Ten soldiers suing over malaria drug
At least 10 Irish soldiers who served in Chad and the Central African Republic are taking legal action over claims they developed serious side-effects as a consequence of taking the anti-malaria drug Lariam including depression, anxiety, suicidal tendencies and paranoia.
The Department of Defence has set aside more than €6m this year to deal with compensation claims from serving and former members of the Defence Forces in relation to Lariam and other accidents and mishaps, including Post Traumatic Stress Disorder (PTSD).
In the Dail, Defence Minister Alan Shatter confirmed that legal proceedings had begun in four claims against the Army over the use of the controversial drug. However, the Sunday Independent has learned that at least another six cases are in the pipeline.

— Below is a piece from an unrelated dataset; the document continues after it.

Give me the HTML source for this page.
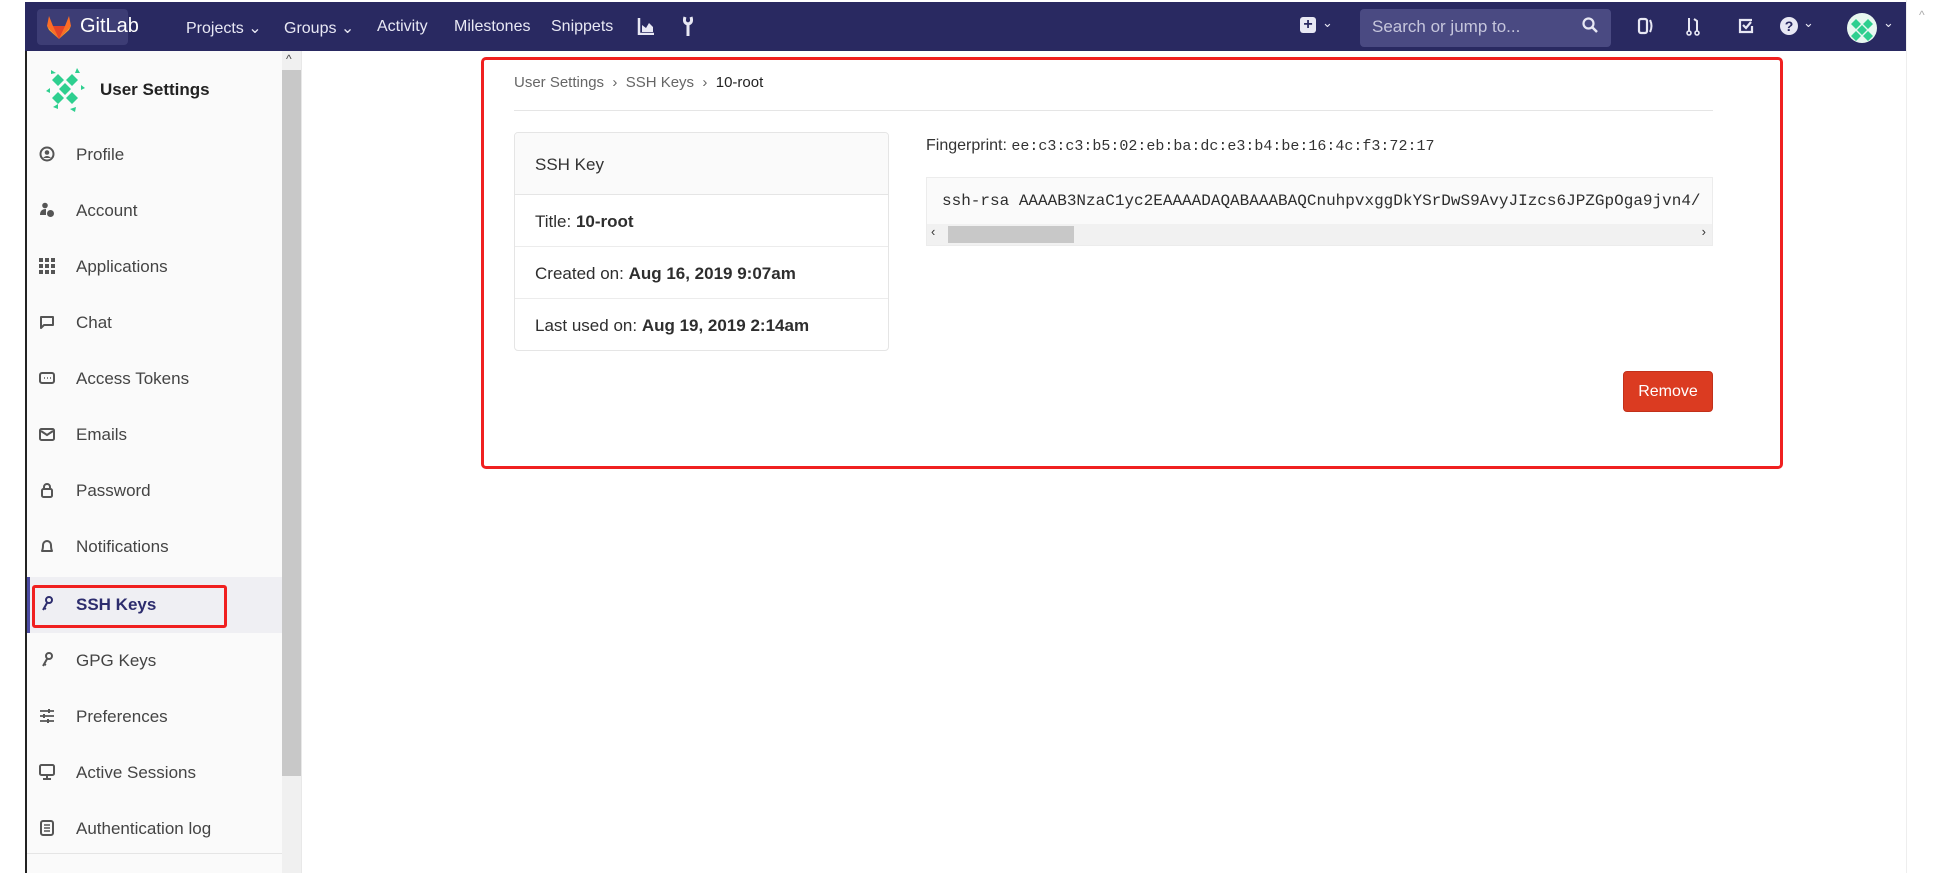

Some of the soldiers in the process of initiating claims and who have reported suicidal thoughts are currently receiving counselling while others are being treated with anti-depressant medication, according to solicitor Killian Carty who is representing a number of the soldiers.
He told the Sunday Independent: "This is not an army deafness scenario or anything like it but there are a small number of soldiers who are affected. All were working in the malaria zone and all were given the anti-malarial drug Lariam. Most had done a number of tours overseas. As far as we can ascertain, they were not given an option about which anti-malarial drug they would take before embarking on a foreign tour of duty.
"They will say that they developed psychological problems after taking the drug. None had a previous history of problems and there was then a sudden onset of severe difficulties. Their behaviour changed. Some suffered night terrors and started displaying behaviour outside the norm. Some subsequently had the medication changed while they were still on active duty. Others did not," he added.
Lariam is authorised for use by the Irish Medicines Board. The Department of Defence said earlier this year that while some risks associated with its use were highlighted in drug safety bulletins in 1996 and 2003, the Irish Medicines Board remained of the view that the benefit-risk profile for the product remained acceptable.
The department says it takes a number of safeguards to protect soldiers, such as screening all personnel who received the drug for medical suitability. Members of the Defence Forces who have certain conditions, such as depression, anxiety and neuro-degenerative disorders, are not allowed to travel on duty overseas.